- Artist
- Rut Blees Luxemburg born 1967
- Original title
- Das Offene Schauen
- Medium
- Photograph, c-print on paper, mounted on aluminium
- Dimensions
- Support: 1500 × 2420 mm
- Collection
- Tate
- Acquisition
- Purchased 2001
- Reference
- P78570
Summary
Viewing the Open is a large colour photograph mounted on aluminium. It was taken at night with a large format camera and long exposure. It is an image of a large, empty yard surrounded by buildings. A small portacabin in the upper right corner indicates that it may be the site of building works or used as a car park during the day. The surface of the yard fills most of the picture. At the top of the image, two ramps lead up and out of the frame. Between them, the yard surface ends abruptly at a column-studded brick wall. Further sections of brick wall jut into the yard at the upper edges of the image. The scene is illuminated by the sulphurous yellow and orange tones of city night lights. These confer a sensual beauty on the rich texture of the yard’s otherwise unremarkable surface. Segments of cracked concrete, shining yellow in the foreground, emerge from darker areas of pock-marked tarmac. Puddles of water are sinister black or reflect the light shining from buildings not visible within the frame of the photograph in patches of white edged with a lime green glow. Fragments of dark grids in these reflections indicate the structure of the surrounding buildings.
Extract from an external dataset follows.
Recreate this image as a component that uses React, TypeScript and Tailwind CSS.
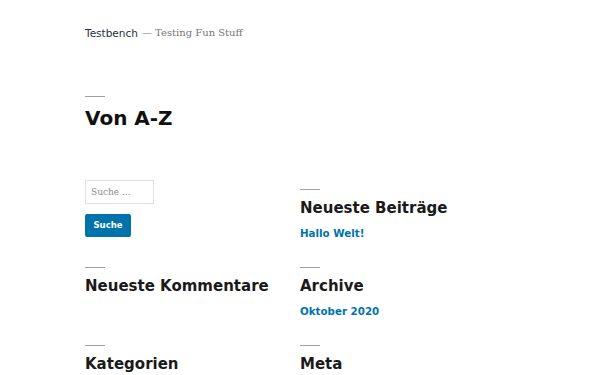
const sans = "font-['DejaVu_Sans',sans-serif]";

const Widget = ({ title, link }: { title: string; link?: string }) => (
  <div className="flex flex-col">
    <div className="h-px w-[20px] bg-[#a0a0a0]" />
    <h2 className={`${sans} mt-[8px] text-[15px] leading-[20px] font-bold text-[#1a1a1a]`}>{title}</h2>
    {link && (
      <a href="#" className={`${sans} mt-[8px] text-[10.3px] leading-[14px] font-bold text-[#0073aa]`}>
        {link}
      </a>
    )}
  </div>
);

export default function App() {
  return (
    <div className="min-h-[375px] w-[600px] bg-white pl-[85px] pt-[25px] overflow-hidden">
      <header className="flex items-center gap-[4px] leading-[16px]">
        <span className={`${sans} text-[10.5px] text-[#28303d]`}>Testbench</span>
        <span className="font-['DejaVu_Serif',serif] text-[10px] text-[#767676]">— Testing Fun Stuff</span>
      </header>

      <div className="mt-[55px] flex flex-col">
        <div className="h-px w-[20px] bg-[#a0a0a0]" />
        <h1 className={`${sans} mt-[9px] text-[20px] leading-[24px] font-bold text-[#111]`}>Von A-Z</h1>
      </div>

      <div className="mt-[50px] grid grid-cols-[215px_215px] gap-y-[27px]">
        <form className="flex flex-col items-start">
          <input
            placeholder="Suche ..."
            className="h-[24px] w-[69px] border border-[#e2e2e2] px-[5px] font-['DejaVu_Serif',serif] text-[9px] text-[#333] placeholder:text-[#8a8a8a] outline-none"
          />
          <button
            type="button"
            className={`${sans} mt-[10px] h-[23px] w-[46px] rounded-[2px] bg-[#0073aa] text-[8.5px] font-bold text-white`}
          >
            Suche
          </button>
        </form>
        <div className="pt-[9px]">
          <Widget title="Neueste Beiträge" link="Hallo Welt!" />
        </div>
        <Widget title="Neueste Kommentare" />
        <Widget title="Archive" link="Oktober 2020" />
        <Widget title="Kategorien" />
        <Widget title="Meta" />
      </div>
    </div>
  );
}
Blees Luxemburg has transformed a scene of urban decay into an abstract study of colour and texture through the use of light, a subject traditionally central to photography. The forces of nature, manifest through the water that fills the potholes, and other forces of decay (such as time) combine with synthetic lights to produce a seductive, if surreal, aesthetic. On the earthy bank of one of the ramps, an abandoned traffic cone points up from among the weeds. This incongruous reminder of everyday reality increases the uncanny atmosphere of the image.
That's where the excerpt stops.